In August of this year Dynamite plans to bring back the 1990’s Topps character “Lady Rawhide”. Having only appeared in 27 issues, including her own title and appearances in Zorro, she definitely wasn’t a winner for the then failing Topps comics division (1993-1998) but since Dynamite has done fairly well with the reintroduction of several “classic” characters (The Shadow, Green Hornet, Sherlock Holmes, the Bionic Man, and Bionic Woman) maybe they’ll have some luck here as well. I must admit though when I saw the promotional image I began to wonder if this was a good climate to bring this character back…
No one would say Dynamite shies away from sexy outfits but this is a little much even for them. My curiosity got the better of me and I sent the question to What’cha Reading’s comic book crazies, here’s the resulting conversation. Feel free to weigh in with your thoughts in the comments below…
Me: So with the constant back and forth about what constitutes sexism and what a “good” depiction of a comic book heroine should be, how does this book [Lady Rawhide] fit in. Will it even be noticed?
Rosemary Kiladitis: I’m sure there will be the requisite blog post or two about it, but I’m pretty sure it will be business as usual. Did Red Sonja give up her chain mail bikini? Nope, and Vampirella’s still got her red one-piece (and, clearly, very strong two-sided tape). As long as Lady Rawhide is depicted-like Sonja and Vampi-as a capable, intelligent character, I’m fine.
Rob Base: Don (McGregor) was my comic book writing teacher at SVA (School of Visual Arts) and he was always pimping his Lady Rawhide character. If it’s done right she could be a useful hero. But her costume has always been more (um for a lack better term) sexy. definitely form over function!
Never quite knew how she rode a horse like that.
Bob Lazauskas: If comics are the modern mythology it’s no surprise how characters of both sexes are displayed. All the old gods were handsome and beautiful, just like the idealized superheroes of today.
The woman will always be sexy, and dress revealing and the men will always be 6 foot 4 with square jaws and Baywatch pecs.
As long as the characterization is there and a good story I’m cool. Plus when someone draws more realistic people ( you know someone with a B cup or lack of a 8 pack ) it makes that book/character standout.
Just like real people, characters can be great to look at but boring as hell to deal with.
Rob Base: I agree but at the same time Lady Rawhide never blew up the charts. It seemed like a last-ditch effort from Topps to stay in the game.
It was not successful, Don tried his hardest. But in the ever-changing climate of comics having just some super sexy hero doesn’t make a comic great. Don’t forget she was created out of either a Zorro book or Lone Ranger (not sure which one it was.)
Rosemary Kiladitis: It was Zorro; I think I may even have one of the Topps issues somewhere.

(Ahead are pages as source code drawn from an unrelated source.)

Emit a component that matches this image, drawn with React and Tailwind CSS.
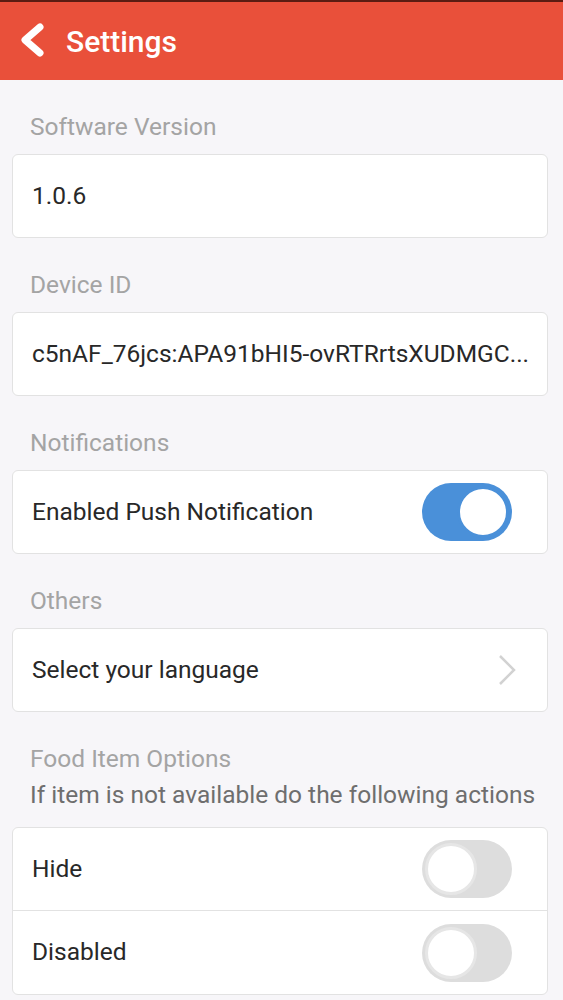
const font = { fontFamily: "Roboto, 'Noto Sans', sans-serif" };

function Toggle({ on }) {
  return (
    <div
      className={`flex items-center w-[90px] h-[58px] rounded-full p-[3px] ${
        on ? "bg-[#4a90d9] justify-end" : "bg-[#dddddd] justify-start"
      }`}
    >
      <div
        className={`w-[52px] h-[52px] rounded-full bg-white border-[3px] ${
          on ? "border-[#4a90d9]" : "border-[#e6e6e6]"
        }`}
      ></div>
    </div>
  );
}

function Label({ children }) {
  return (
    <div className="pl-[30px] pt-[32px] pb-[12px] text-[24.5px] leading-[30px] text-[#a4a4a4]">
      {children}
    </div>
  );
}

function Card({ children }) {
  return (
    <div className="ml-[12px] mr-[15px] bg-white border border-[#e2e2e2] rounded-[6px] overflow-hidden">
      {children}
    </div>
  );
}

function Row({ children, right, border, tall }) {
  return (
    <div
      className={`flex items-center justify-between pl-[19px] pr-[35px] ${
        tall ? "h-[83px]" : "h-[82px]"
      } ${border ? "border-b border-[#e2e2e2]" : ""}`}
    >
      <div className="text-[24.5px] text-[#282828] whitespace-nowrap">{children}</div>
      {right}
    </div>
  );
}

export default function App() {
  return (
    <div className="min-h-[1000px] bg-[#f7f6f9]" style={font}>
      <div className="h-[80px] bg-[#e9503a] border-t-2 border-[#5b1c12] flex items-center pl-[16px]">
        <svg width="30" height="40" viewBox="0 0 30 40" className="-mt-[2px]">
          <polyline
            points="24,7 9,20 24,33"
            fill="none"
            stroke="white"
            strokeWidth="7"
            strokeLinecap="round"
            strokeLinejoin="round"
          />
        </svg>
        <span className="ml-[20px] text-[30px] font-medium text-white">Settings</span>
      </div>

      <Label>Software Version</Label>
      <Card>
        <Row>1.0.6</Row>
      </Card>

      <Label>Device ID</Label>
      <Card>
        <Row>c5nAF_76jcs:APA91bHI5-ovRTRrtsXUDMGC...</Row>
      </Card>

      <Label>Notifications</Label>
      <Card>
        <Row right={<Toggle on />}>Enabled Push Notification</Row>
      </Card>

      <Label>Others</Label>
      <Card>
        <Row
          right={
            <svg width="18" height="32" viewBox="0 0 18 32" className="-mr-[4px]">
              <polyline
                points="2,2 16,16 2,30"
                fill="none"
                stroke="#d2d2d2"
                strokeWidth="2.5"
              />
            </svg>
          }
        >
          Select your language
        </Row>
      </Card>

      <div className="pl-[30px] pt-[32px] pb-[17px]">
        <div className="text-[24.5px] leading-[30px] text-[#a4a4a4]">Food Item Options</div>
        <div className="mt-[6px] text-[24.5px] leading-[30px] text-[#6e6e6e] whitespace-nowrap">
          If item is not available do the following actions
        </div>
      </div>
      <Card>
        <Row tall border right={<Toggle />}>Hide</Row>
        <Row tall right={<Toggle />}>Disabled</Row>
      </Card>
    </div>
  );
}
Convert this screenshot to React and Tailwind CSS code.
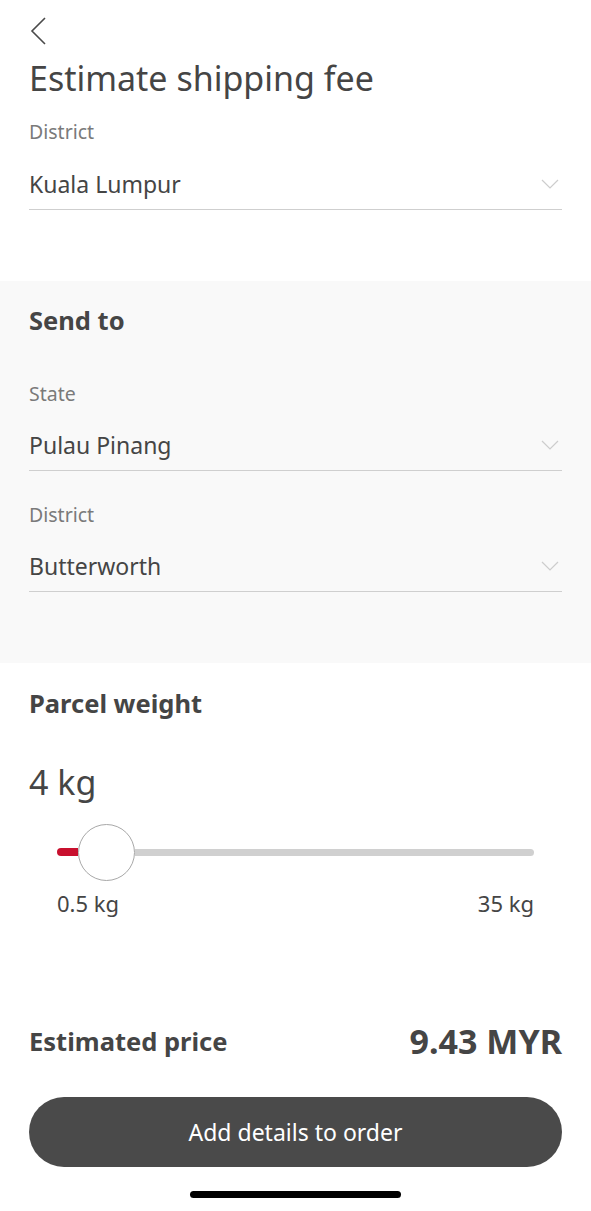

Me: I just find it funny that the big two get attacked constantly for this stuff, but pretty much every Dynamite title (as Roe mentioned) almost relies completely on the use of skimpy (to put it mildly) costumes.
Nancy Mathews: I think indies get a pass on things like this because they tend to do slightly out of the box characters. Even if they’re complete stereotypes they’re done with a wink. The problem with the big houses is that they’re female characters often pale in comparison to the males so things like costumes take on more importance as they’re so little substance to them generally.
Edward Gambichler: Hey say what you will about comics and comic geeks, but they are one of the few mediums that never had a problem seeing women as both sexy and empowered beings…
Nancy Mathews: Truth!
Rosemary Kiladitis: Yup
So there you have it, if the character is strong and well written does it matter if the outfit is skimpy?
Should it matter whether or not this kind of a design comes from Dynamite or the “Big Two”?
By the way, here’s what Lady Rawhide looked like back in the day
As a comic fan(atic) and a father of a 7 yr-old girl I can tell you that neither of those issues would be found in my house. I too enjoy escaping reality but this is a little much.
When you take a character described as “a masked vigilante who’s good with a sword, a gun, or her signature bullwhip” and dress her in an outfit that if it were on Catwoman the internet would go insane, well it just smacks of a double standard. Remember when this cover sparked a whole mess of backlash?
At least her outfit could be considered cat-burglar-ish, cat-burglary, whatever…
So why do the smaller companies get a pass? Do they? Is it writing? Can you say that characters like Red Sonja or Vampirella are better written than say Batgirl, Batwoman, Psylocke? If not then why can’t DC or Marvel get away with some of the same costuming choices (without getting called out constantly for it)?